Cameron Hutchison, ‘Understanding Copy Right’

At its core, copyright is about protecting the author’s right to copy. Traditionally, this meant that an author had control over, and profited from the sale of, copies of the expressive content of her work (consumptive copies). The digital revolution has created a demand for a new kind of copying, specifically as a raw material input into technological processes. These copies facilitate activities such as internet communication or the storage and retrieval of data but are not per se consumed for the expressive content of the work involved (non-consumptive copies). Copyright law has never encountered this kind of copying before. On the one hand, lower courts have reflexively assumed that such non-consumptive copying triggers the reproduction right. On the other hand, exceptions to this rule have been carved out for specific types of non-consumptive copying. The response of the Supreme Court on both of these fronts has lacked rigor. First, it has not applied a purposive analysis to determine whether non-consumptive copying was intended to trigger the right to copy (or reproduction right). Second, exceptions carved out by the court, culminating in the decision in CBC v SODRAC (SODRAC), now appear piecemeal and irreconcilable with other forms of non-consumptive copying that do trigger the reproduction right.

This paper is a reaction to the decision in CBC v SODRAC, in which the promise of the principle of technological neutrality as a means of rationalizing copyright holder rights in the digital realm failed to materialize.

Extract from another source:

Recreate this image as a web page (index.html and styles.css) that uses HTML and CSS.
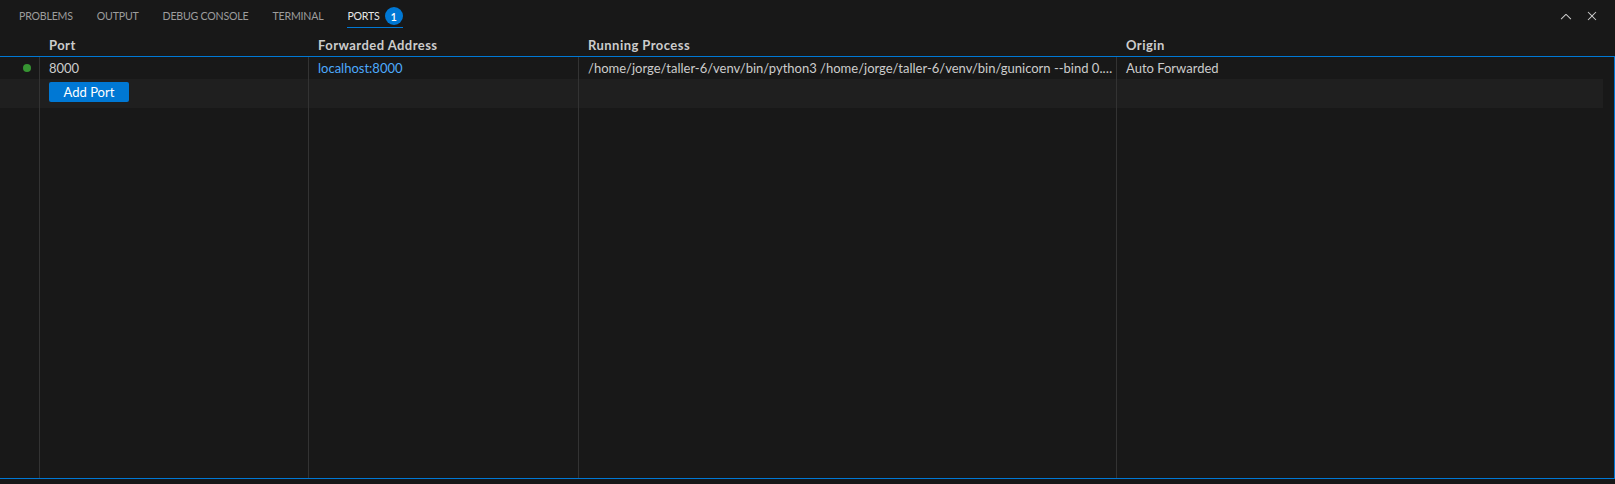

That decision, and how it relates to other digital copy case law from the Supreme Court over the past dozen years, should prompt us to re-think the fundamentals of the right to copy. In part I, after summarizing the majority and dissent judgments in SODRAC, I identify four elements of confusion in the Supreme Court’s treatment of digital copying: (1) vacillation between ordinary meaning and purposive approaches to interpreting the Copyright Act (Act) (2) uncertainty about the principle of technological neutrality and when it should be applied (3) a failure to identify the relevant attributes that justify differential treatment of the various kinds of digital copying and (4) the value now placed on copying as an input to a technological process and not just for the work’s expressive use. In part II, I propose a principled (though not perfect) framework for both distinguishing between different forms of digital copying – consumptive or non-consumptive use – and connecting this to a purposive interpretation of the right to copy. The thesis is that the right to copy only applies when there is end user access to the expression of a work.

Hutchison, Cameron J, Understanding Copy Right (February 19, 2016).